> _TO BE DONE_: Include the line with "import React from" and every line before it in the entries below, echoed exactly, but not the pictures.

> _DATA EXTRACT_:
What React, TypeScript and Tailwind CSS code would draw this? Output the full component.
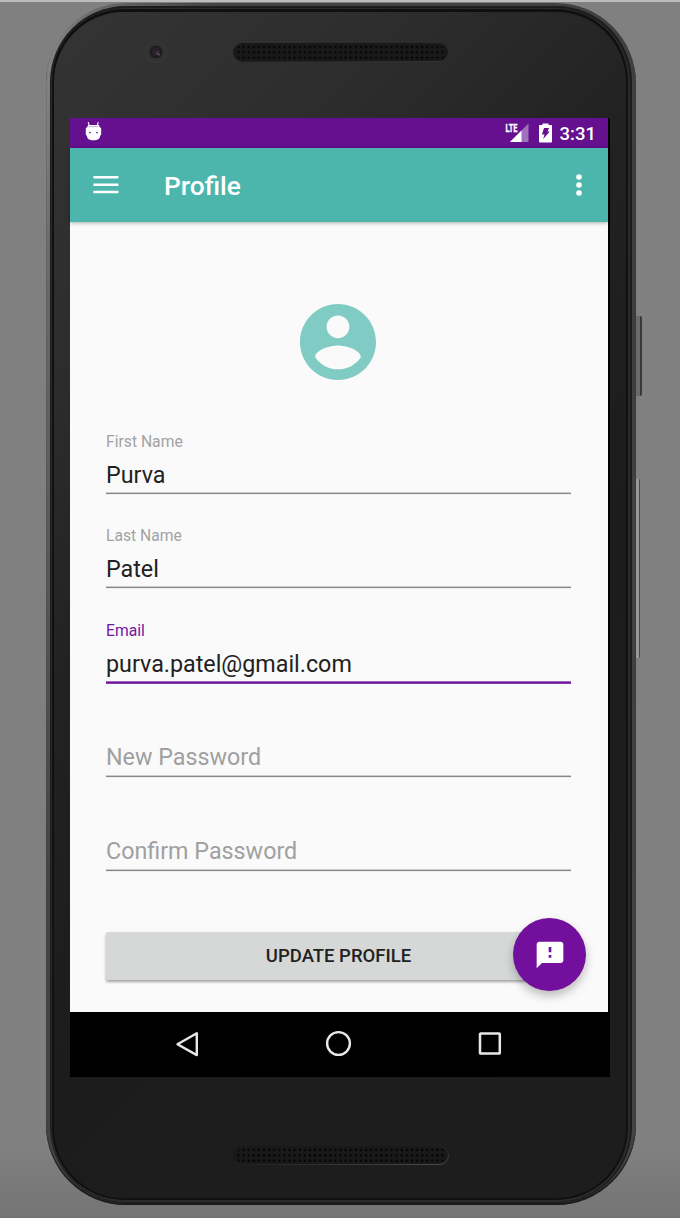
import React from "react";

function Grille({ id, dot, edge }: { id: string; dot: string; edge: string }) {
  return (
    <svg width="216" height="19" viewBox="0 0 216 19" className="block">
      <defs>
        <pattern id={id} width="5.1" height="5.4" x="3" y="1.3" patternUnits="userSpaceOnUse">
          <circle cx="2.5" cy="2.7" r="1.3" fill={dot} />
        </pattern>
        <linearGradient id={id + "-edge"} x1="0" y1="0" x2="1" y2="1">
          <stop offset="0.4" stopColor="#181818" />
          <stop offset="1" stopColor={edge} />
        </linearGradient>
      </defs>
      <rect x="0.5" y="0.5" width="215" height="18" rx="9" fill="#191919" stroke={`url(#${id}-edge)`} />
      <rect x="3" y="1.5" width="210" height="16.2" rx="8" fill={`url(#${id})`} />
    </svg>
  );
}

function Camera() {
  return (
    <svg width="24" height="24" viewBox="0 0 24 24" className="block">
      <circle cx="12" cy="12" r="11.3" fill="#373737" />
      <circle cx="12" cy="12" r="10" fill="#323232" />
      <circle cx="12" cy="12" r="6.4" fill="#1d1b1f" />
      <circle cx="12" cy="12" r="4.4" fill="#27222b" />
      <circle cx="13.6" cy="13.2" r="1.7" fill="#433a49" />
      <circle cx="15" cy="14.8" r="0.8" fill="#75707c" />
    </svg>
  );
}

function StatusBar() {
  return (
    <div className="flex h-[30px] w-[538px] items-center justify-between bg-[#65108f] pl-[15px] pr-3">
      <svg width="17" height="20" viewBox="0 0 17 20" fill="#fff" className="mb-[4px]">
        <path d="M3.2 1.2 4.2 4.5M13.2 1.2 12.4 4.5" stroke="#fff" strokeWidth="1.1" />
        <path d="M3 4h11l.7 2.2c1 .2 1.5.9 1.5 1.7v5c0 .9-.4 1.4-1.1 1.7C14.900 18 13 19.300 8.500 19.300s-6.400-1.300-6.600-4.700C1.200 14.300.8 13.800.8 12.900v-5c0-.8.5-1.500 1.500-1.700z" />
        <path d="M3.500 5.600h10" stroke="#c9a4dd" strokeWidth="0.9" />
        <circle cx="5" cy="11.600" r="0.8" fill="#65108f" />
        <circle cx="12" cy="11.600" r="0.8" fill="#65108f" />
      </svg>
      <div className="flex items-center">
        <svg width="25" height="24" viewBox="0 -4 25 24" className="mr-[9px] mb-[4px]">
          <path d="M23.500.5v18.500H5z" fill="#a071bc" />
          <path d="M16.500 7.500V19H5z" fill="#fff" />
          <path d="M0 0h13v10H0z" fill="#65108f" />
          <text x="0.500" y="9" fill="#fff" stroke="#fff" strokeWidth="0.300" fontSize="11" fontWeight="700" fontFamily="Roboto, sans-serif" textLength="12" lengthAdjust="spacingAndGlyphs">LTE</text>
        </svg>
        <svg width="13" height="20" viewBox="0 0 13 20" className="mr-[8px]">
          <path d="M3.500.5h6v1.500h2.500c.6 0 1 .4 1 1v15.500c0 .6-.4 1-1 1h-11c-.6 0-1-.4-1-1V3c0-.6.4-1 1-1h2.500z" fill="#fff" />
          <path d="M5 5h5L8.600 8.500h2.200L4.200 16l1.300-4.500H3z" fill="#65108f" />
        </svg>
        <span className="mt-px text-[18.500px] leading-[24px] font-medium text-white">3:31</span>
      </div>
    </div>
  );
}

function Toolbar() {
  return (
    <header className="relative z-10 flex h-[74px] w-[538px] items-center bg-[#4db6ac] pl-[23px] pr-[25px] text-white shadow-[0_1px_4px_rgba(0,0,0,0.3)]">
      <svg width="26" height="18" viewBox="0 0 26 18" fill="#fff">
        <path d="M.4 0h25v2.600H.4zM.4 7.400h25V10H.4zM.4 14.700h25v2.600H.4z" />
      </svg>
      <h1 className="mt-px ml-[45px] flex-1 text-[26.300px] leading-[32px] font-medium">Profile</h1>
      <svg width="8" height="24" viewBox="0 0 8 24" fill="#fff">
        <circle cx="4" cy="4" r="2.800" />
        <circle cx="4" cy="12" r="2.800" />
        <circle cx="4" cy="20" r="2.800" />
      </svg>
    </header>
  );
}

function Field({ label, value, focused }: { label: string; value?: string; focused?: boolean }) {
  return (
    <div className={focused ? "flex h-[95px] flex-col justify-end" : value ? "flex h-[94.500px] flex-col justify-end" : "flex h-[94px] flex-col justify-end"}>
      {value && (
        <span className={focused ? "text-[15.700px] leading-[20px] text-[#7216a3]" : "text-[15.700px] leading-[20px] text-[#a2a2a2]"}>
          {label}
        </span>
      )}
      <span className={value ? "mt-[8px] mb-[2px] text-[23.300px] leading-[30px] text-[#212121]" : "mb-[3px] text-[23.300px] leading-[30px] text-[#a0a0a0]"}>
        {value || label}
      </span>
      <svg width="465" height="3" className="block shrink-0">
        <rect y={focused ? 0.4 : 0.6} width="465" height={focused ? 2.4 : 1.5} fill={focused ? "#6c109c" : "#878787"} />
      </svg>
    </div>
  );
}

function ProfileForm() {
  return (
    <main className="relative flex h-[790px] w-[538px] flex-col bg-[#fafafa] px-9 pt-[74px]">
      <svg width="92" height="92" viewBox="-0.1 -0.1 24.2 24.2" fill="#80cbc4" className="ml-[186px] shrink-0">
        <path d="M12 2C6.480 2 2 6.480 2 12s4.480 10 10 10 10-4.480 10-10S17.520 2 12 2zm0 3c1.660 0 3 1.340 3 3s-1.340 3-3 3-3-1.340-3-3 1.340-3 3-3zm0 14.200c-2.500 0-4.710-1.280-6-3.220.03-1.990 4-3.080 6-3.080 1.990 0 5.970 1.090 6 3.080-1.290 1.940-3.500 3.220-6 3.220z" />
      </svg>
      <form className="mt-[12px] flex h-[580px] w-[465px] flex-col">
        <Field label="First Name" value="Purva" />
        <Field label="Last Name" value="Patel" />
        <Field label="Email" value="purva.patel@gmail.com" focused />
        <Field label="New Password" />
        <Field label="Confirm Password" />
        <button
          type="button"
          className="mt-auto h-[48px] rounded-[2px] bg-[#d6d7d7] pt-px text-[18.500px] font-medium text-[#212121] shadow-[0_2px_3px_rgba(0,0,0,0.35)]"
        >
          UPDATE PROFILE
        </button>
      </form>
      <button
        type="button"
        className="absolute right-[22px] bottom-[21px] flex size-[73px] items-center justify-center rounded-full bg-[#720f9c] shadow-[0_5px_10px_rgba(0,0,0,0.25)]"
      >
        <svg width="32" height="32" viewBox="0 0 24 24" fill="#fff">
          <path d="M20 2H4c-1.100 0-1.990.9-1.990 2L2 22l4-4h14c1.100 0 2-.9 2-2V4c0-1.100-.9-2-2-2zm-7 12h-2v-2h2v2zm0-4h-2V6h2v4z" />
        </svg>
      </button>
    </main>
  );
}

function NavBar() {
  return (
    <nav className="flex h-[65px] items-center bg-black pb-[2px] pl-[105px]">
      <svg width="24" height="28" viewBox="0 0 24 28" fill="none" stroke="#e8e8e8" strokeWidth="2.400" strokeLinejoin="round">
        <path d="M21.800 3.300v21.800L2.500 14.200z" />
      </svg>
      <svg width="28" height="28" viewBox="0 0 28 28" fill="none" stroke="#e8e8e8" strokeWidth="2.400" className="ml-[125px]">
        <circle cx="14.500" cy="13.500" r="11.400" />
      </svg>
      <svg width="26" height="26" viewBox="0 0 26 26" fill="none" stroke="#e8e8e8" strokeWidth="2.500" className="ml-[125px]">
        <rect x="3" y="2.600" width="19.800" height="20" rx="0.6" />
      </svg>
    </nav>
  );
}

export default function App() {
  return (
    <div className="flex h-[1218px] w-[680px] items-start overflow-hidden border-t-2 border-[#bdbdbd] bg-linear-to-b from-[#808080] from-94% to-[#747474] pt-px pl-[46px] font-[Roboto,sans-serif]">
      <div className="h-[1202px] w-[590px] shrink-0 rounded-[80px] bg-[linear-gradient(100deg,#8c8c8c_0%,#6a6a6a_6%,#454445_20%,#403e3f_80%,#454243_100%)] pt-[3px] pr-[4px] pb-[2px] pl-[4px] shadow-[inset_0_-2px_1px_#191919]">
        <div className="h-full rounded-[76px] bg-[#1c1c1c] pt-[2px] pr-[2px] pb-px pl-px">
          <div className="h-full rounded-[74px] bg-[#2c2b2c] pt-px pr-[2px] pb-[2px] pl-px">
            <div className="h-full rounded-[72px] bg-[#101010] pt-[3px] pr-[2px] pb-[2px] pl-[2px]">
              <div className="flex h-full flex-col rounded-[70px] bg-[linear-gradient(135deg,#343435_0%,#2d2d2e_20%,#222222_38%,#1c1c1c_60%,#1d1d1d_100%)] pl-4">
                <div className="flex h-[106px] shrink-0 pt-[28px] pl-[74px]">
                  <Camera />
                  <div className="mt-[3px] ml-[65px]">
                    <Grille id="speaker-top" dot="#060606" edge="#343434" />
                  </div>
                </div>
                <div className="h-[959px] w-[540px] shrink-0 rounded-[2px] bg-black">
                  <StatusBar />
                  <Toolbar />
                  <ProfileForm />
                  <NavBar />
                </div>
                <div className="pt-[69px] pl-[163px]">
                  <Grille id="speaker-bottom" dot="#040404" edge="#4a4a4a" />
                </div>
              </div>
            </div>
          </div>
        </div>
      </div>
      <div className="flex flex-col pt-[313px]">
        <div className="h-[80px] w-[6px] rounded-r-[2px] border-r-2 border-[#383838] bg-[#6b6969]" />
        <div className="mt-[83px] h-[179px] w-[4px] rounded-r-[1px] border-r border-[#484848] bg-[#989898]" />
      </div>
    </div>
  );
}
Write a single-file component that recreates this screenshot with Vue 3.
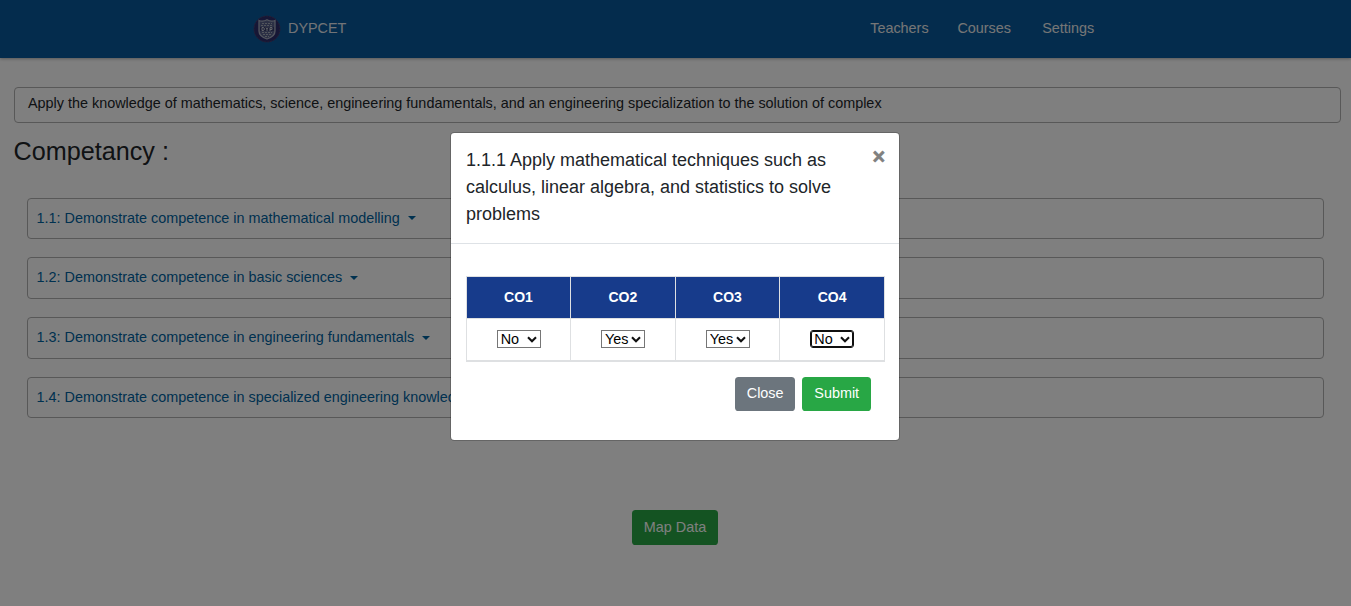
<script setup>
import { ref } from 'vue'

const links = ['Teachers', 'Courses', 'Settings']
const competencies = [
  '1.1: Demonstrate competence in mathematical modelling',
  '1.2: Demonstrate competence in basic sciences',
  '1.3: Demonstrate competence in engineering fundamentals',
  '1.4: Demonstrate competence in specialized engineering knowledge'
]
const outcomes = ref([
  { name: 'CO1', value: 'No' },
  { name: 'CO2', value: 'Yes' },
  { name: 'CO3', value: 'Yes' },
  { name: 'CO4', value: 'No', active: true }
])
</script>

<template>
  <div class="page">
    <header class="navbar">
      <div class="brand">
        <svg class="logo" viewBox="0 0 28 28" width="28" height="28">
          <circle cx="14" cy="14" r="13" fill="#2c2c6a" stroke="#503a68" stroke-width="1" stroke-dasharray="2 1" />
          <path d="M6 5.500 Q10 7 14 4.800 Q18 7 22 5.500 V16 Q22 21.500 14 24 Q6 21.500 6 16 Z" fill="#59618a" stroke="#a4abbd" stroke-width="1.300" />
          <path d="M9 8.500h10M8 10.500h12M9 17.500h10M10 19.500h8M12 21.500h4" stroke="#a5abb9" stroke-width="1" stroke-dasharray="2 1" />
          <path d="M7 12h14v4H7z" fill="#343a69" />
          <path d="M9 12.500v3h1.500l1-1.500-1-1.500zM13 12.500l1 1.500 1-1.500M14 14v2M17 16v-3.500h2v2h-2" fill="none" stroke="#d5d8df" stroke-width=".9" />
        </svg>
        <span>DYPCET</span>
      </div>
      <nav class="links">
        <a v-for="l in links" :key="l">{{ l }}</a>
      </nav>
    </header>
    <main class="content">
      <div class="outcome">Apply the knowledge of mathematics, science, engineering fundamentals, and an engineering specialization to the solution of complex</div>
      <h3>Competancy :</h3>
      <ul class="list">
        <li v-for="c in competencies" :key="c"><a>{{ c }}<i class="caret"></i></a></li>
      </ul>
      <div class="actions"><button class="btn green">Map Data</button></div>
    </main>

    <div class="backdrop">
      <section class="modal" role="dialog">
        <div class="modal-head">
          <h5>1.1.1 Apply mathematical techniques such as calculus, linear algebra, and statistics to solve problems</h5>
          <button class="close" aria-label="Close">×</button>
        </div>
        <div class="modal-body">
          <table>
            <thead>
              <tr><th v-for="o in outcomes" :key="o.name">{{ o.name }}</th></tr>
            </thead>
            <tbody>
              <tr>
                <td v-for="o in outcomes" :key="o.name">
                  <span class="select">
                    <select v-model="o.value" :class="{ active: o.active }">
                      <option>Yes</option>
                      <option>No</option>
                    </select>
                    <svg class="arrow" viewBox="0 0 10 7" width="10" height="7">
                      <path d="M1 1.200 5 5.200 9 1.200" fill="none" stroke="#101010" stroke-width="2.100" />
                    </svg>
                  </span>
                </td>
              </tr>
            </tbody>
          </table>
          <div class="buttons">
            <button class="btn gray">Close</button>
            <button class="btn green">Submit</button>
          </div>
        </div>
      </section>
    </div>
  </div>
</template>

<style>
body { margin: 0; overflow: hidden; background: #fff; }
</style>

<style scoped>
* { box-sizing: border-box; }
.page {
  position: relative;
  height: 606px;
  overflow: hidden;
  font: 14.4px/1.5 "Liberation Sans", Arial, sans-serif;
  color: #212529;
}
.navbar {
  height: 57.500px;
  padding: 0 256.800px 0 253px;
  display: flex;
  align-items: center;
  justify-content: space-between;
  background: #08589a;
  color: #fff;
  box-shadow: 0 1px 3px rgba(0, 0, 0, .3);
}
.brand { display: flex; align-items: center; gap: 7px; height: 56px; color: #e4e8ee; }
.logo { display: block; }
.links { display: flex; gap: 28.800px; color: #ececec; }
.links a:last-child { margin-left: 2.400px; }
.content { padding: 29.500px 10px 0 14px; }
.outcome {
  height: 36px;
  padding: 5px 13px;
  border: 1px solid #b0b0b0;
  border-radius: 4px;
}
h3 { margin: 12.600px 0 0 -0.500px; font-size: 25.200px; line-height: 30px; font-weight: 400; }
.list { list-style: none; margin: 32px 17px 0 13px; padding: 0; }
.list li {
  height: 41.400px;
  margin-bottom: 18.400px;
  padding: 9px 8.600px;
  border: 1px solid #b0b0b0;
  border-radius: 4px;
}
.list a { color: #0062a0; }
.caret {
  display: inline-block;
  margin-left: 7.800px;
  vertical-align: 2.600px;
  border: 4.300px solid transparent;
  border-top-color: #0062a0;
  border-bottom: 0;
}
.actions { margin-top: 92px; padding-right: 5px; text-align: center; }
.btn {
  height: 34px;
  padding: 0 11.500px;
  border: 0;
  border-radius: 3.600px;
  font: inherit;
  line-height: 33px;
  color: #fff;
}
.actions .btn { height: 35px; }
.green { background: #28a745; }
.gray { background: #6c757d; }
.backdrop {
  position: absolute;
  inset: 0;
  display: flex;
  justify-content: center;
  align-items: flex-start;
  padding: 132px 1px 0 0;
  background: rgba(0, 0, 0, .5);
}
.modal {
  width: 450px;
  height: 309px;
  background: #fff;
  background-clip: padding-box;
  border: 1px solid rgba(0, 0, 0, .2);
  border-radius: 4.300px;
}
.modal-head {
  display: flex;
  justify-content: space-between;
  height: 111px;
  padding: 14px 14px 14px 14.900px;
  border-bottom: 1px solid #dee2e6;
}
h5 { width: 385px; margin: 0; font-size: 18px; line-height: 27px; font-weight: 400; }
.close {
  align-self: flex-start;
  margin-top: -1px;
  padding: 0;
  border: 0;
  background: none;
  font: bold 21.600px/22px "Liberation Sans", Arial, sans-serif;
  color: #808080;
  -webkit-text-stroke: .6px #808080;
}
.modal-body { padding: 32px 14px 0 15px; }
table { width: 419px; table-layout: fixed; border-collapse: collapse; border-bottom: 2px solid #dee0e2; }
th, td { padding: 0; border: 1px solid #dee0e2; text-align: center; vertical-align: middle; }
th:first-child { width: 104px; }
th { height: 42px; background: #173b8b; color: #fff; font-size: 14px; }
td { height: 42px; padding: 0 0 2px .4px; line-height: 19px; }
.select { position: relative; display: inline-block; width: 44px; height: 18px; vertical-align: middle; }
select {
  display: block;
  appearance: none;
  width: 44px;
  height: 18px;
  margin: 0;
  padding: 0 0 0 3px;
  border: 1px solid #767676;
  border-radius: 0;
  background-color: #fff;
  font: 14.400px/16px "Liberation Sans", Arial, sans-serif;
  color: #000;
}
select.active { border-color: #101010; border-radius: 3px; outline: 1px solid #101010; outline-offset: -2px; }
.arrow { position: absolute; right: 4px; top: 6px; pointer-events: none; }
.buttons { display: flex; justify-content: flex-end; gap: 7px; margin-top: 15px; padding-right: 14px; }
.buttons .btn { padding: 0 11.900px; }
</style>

> _SOLUTION BELOW_:
What React, TypeScript and Tailwind CSS code would draw this? Output the full component.
import React from "react";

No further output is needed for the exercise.